> _REQUIREMENT_
Reproduce exactly the run of lines from the one containing "Clone this screenshot" through the one containing "const rows = ['Oración". Pictures do not belong in the copy.
Start SUPPLIED RECORDS
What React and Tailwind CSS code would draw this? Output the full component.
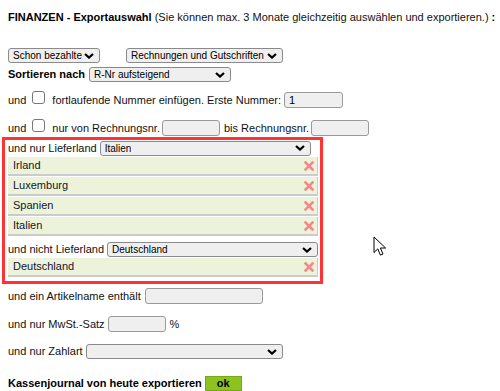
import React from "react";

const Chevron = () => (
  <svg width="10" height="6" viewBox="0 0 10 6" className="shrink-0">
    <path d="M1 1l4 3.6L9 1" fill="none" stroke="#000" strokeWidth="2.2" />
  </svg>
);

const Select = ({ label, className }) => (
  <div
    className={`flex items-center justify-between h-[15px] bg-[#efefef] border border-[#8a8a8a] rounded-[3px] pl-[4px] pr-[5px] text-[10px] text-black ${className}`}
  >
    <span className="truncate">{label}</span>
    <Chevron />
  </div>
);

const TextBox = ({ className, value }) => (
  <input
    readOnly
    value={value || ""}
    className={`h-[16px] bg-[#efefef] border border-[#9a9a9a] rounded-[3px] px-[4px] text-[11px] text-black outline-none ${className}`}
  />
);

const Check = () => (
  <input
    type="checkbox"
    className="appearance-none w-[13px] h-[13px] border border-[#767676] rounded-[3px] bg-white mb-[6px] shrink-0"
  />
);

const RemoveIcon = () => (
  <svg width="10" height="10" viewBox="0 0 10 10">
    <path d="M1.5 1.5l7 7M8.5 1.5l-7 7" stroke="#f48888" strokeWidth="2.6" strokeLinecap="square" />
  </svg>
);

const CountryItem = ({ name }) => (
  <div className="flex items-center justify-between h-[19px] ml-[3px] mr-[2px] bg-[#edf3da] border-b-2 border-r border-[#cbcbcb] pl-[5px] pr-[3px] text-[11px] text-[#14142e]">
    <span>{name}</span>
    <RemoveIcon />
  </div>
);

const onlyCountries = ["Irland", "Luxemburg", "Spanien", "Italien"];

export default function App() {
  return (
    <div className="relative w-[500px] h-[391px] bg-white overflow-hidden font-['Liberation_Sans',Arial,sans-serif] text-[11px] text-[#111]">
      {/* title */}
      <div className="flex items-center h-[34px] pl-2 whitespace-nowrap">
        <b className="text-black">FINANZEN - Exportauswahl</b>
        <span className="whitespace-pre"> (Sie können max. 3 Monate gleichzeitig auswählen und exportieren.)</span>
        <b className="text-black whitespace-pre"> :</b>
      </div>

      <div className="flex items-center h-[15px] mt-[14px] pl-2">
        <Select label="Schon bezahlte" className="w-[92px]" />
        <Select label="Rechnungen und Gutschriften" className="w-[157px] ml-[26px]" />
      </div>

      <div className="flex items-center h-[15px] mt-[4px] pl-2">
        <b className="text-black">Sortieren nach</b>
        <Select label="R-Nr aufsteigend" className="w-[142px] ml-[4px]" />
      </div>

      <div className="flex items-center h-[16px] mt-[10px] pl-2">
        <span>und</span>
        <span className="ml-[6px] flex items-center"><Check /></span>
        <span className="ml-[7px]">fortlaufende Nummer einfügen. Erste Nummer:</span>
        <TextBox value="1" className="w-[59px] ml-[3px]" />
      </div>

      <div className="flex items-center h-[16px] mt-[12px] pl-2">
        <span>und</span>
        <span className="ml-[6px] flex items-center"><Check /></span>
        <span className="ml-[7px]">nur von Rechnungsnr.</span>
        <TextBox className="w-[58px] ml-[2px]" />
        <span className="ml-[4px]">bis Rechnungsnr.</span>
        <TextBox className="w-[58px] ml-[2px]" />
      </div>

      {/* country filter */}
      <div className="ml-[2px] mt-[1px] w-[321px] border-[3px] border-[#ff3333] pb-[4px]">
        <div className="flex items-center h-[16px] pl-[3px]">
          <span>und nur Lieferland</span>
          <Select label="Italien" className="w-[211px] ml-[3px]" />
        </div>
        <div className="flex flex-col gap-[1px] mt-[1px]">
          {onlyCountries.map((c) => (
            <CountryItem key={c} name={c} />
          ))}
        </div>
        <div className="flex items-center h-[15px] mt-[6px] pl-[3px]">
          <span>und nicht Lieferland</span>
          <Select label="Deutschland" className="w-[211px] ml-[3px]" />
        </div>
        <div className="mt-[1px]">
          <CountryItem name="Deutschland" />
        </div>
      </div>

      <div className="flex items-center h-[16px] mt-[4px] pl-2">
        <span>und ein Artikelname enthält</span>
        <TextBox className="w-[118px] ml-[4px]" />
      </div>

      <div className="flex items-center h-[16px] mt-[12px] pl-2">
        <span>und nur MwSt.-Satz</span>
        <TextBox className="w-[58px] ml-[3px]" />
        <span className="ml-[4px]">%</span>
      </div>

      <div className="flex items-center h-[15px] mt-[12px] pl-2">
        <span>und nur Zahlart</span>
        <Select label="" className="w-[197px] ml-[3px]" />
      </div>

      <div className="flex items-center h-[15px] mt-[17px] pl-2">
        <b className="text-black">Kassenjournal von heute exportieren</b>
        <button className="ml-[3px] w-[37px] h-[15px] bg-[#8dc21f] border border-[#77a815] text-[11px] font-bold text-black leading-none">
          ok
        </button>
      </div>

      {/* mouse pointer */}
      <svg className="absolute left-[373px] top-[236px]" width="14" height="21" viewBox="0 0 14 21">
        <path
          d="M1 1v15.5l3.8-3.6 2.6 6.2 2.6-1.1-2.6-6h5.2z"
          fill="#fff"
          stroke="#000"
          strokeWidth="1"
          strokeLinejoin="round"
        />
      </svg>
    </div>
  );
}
End SUPPLIED RECORDS
Start SUPPLIED RECORDS
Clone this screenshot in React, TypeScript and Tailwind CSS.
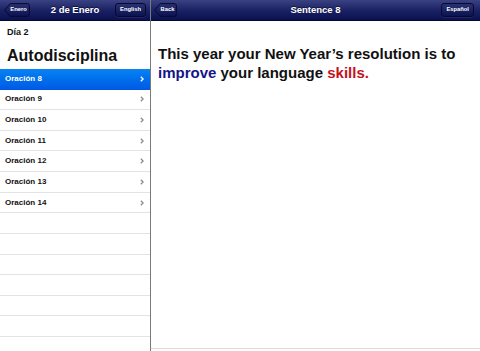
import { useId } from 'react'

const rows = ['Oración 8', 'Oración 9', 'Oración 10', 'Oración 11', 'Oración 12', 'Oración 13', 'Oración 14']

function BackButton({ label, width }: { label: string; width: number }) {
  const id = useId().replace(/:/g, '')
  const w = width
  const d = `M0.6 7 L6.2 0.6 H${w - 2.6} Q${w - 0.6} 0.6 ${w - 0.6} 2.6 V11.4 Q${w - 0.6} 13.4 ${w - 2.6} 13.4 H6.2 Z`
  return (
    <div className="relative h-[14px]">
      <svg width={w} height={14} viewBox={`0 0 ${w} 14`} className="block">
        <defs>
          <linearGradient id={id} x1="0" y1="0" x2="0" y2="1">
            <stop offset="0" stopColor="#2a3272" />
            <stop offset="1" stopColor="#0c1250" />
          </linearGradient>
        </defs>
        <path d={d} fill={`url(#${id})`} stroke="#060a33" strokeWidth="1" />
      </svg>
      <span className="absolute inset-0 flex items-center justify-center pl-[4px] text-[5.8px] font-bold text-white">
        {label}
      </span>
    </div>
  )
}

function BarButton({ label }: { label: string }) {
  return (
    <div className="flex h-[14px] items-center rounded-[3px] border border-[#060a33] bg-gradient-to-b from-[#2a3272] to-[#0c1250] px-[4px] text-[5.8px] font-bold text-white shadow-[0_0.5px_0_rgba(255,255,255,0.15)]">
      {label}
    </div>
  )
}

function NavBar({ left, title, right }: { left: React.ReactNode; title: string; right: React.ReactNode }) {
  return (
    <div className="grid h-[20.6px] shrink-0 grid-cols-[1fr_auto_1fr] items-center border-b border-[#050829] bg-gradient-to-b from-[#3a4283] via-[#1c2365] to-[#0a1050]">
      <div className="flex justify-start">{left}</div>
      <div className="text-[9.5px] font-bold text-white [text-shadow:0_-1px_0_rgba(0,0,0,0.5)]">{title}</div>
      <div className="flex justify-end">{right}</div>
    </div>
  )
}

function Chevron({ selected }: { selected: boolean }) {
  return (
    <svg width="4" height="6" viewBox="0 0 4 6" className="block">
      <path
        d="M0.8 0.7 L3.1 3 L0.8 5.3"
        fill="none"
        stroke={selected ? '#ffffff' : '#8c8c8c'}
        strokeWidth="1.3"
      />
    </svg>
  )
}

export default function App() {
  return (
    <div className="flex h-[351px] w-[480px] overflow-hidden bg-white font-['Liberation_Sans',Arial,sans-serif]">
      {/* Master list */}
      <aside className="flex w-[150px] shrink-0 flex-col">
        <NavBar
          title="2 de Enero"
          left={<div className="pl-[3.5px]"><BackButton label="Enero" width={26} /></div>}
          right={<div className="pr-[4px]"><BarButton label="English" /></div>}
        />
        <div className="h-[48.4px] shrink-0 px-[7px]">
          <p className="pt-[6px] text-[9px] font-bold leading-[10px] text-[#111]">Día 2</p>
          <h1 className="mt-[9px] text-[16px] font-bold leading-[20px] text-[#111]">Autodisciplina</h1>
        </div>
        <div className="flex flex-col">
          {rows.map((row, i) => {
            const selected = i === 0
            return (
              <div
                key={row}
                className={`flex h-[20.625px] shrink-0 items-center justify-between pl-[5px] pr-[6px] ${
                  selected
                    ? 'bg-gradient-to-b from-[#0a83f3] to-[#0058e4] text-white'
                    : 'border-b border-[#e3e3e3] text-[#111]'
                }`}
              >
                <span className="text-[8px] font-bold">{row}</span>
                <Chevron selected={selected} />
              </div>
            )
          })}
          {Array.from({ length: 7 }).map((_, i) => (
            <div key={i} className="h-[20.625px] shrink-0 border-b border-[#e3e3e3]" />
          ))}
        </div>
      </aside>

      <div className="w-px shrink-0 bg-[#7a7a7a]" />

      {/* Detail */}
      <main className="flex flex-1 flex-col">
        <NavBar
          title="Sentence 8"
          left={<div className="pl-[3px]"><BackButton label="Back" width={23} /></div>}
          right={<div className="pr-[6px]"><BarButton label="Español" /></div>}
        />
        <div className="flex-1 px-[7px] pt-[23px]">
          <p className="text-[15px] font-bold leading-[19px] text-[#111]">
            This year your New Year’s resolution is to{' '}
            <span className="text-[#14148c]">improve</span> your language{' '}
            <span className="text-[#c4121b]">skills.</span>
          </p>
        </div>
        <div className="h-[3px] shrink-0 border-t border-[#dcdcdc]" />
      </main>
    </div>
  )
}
End SUPPLIED RECORDS
> _WRITTEN ANSWER_
Clone this screenshot in React, TypeScript and Tailwind CSS.
import { useId } from 'react'

const rows = ['Oración 8', 'Oración 9', 'Oración 10', 'Oración 11', 'Oración 12', 'Oración 13', 'Oración 14']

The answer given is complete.